= Arthur Stafford Hathaway =

American mathematician (1855 to 1934)

Arthur Stafford Hathaway (1855 — 1934) was an American mathematician.

Arthur was born September 15, 1855, in Keeler, Michigan.

A student at Cornell University, Hathaway earned a bachelor's degree in 1879. For two years he was instructor in mathematics at Friends High School in Baltimore.
Hathaway studied with James Joseph Sylvester at Johns Hopkins University. From Sylvester's lectures he learned some number theory and published notes on congruences.

He was an instructor at Cornell University from 1885 to 1890 and an assistant professor in 1891.

In October 1884 William Thomson, Baron Kelvin led a master class on "Molecular Dynamics and the Wave Theory of Light" at Johns Hopkins. Kelvin did not provide a text for his course and Hathaway made notes in short-hand. He wrote up the notes and duplicated them with a Papyrograph, a recent stencil-based device. As the demand outstripped the supply, Hathaway corresponded with Kelvin back in Glasgow to prepare for proper publication. After nineteen years the lectures were published. In 1987 Hathaway's original transcription from 1884 was published when Johns Hopkins Center for the History and Philosophy of Science decided to commemorate the centennial of Kelvin's lectures.

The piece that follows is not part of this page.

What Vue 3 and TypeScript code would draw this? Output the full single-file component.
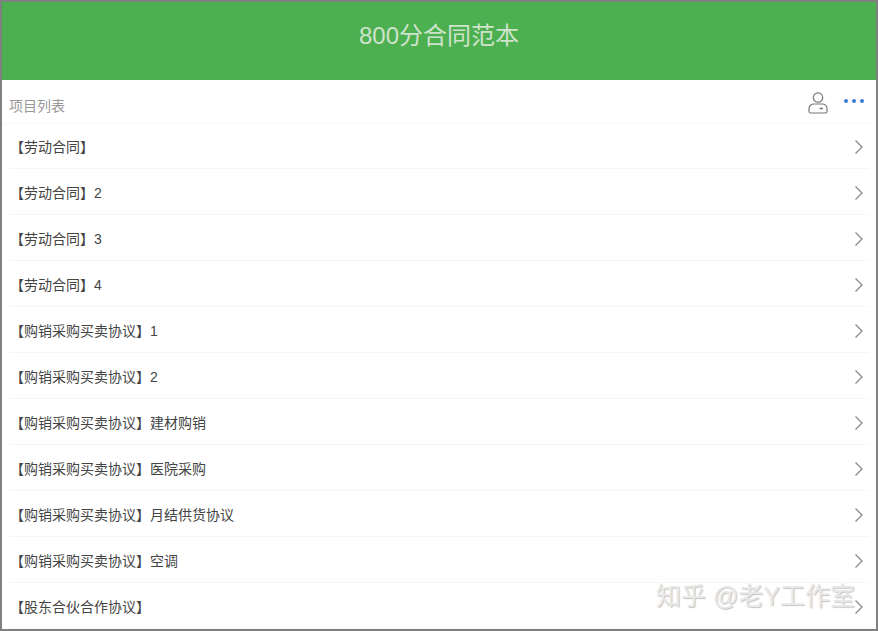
<script setup lang="ts">
const items: string[] = [
  '【劳动合同】',
  '【劳动合同】2',
  '【劳动合同】3',
  '【劳动合同】4',
  '【购销采购买卖协议】1',
  '【购销采购买卖协议】2',
  '【购销采购买卖协议】建材购销',
  '【购销采购买卖协议】医院采购',
  '【购销采购买卖协议】月结供货协议',
  '【购销采购买卖协议】空调',
  '【股东合伙合作协议】'
]
</script>

<template>
  <div class="page">
    <header class="top-bar">800分合同范本</header>
    <div class="list-head">
      <span class="list-title">项目列表</span>
      <div class="head-icons">
        <svg class="user-icon" width="20" height="22" viewBox="0 0 20 22" fill="none" stroke="#777" stroke-width="1.2">
          <circle cx="10" cy="5.500" r="4.700" />
          <path d="M2.500 21h15c1 0 1.500-.5 1.500-1.500v-2.500c0-3-2-5-5-5h-8c-3 0-5 2-5 5v2.500c0 1 .5 1.500 1.500 1.500z" />
          <path d="M11.500 16.500h3.500" stroke-width="1.500" />
        </svg>
        <div class="dots">
          <i></i><i></i><i></i>
        </div>
      </div>
    </div>
    <ul class="list">
      <li v-for="item in items" :key="item" class="row">
        <span class="row-text">{{ item }}</span>
        <svg class="chevron" width="10" height="16" viewBox="0 0 10 16" fill="none" stroke="#8a8a8a" stroke-width="1.300">
          <path d="M1.500 1.500 8 8l-6.500 6.500" />
        </svg>
      </li>
    </ul>
    <div class="watermark">知乎 @老Y工作室</div>
  </div>
</template>

<style scoped>
.page {
  position: relative;
  box-sizing: border-box;
  width: 878px;
  height: 631px;
  border: 2px solid #808080;
  background: #fff;
  overflow: hidden;
  font-family: "Liberation Sans", "Noto Sans CJK SC", sans-serif;
}
.top-bar {
  height: 78px;
  background: #4caf50;
  color: #cfe3cc;
  font-size: 24px;
  line-height: 68px;
  text-align: center;
}
.list-head {
  height: 44px;
  box-sizing: border-box;
  display: flex;
  justify-content: space-between;
  padding: 0 12px 0 7px;
  border-bottom: 1px solid #f8f8f8;
}
.list-title {
  font-size: 14px;
  line-height: 52px;
  color: #999;
}
.head-icons {
  display: flex;
  align-items: flex-start;
  gap: 16px;
}
.user-icon {
  margin-top: 12px;
}
.dots {
  display: flex;
  gap: 4px;
  margin-top: 19px;
}
.dots i {
  width: 4px;
  height: 4px;
  border-radius: 50%;
  background: #3b7dd8;
}
.list {
  margin: 0;
  padding: 0;
  list-style: none;
}
.row {
  height: 46px;
  box-sizing: border-box;
  margin-left: 7px;
  margin-right: 7px;
  padding: 0 5px 0 1px;
  display: flex;
  justify-content: space-between;
  align-items: center;
  border-bottom: 1px solid #f6f6f6;
  color: #444;
  font-size: 14px;
}
.row:first-child {
  height: 45px;
}
.chevron {
  margin-top: 2px;
}
.watermark {
  position: absolute;
  left: 654px;
  top: 578px;
  font-size: 25px;
  line-height: 32px;
  white-space: nowrap;
  color: #e9e9e9;
  text-shadow: 1px 1px 1px #c4c4c4;
}
</style>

In Terre Haute, Indiana Hathaway taught at Rose Polytechnic Institute until 1920 and published A Primer on Quaternions in 1896. He became the U.S. national secretary for the international Quaternion Association in 1899.

==Works==
- 1883: Some Papers in the Theory of Numbers, American Journal of Mathematics 6: 316–30.
- 1887: A Memoir in the Theory of Numbers, American Journal of Mathematics 9(2): 162–79.
- 1896: A Primer on Quaternions from Project Gutenberg
- 1897: Review: Non-Euclidean Geometry, or the Science of Absolute Space, by Bolyai, translated by Halsted, in Science, February 19, link from Jstor Early Content.
- 1901: A Primer on Calculus, Macmillan Publishers, link from Archive.org.
- 1901: "Pure mathematics for engineering students", Bulletin of the American Mathematical Society 7(6):266–71.
- 1902: Quaternion Space, Transactions of the American Mathematical Society 3(1):46–59.
- 1906: Analytic Dynamics from University of Michigan Historical Math Collection.
- 1920: Dog swims after duck problem, American Mathematical Monthly 27(1):31.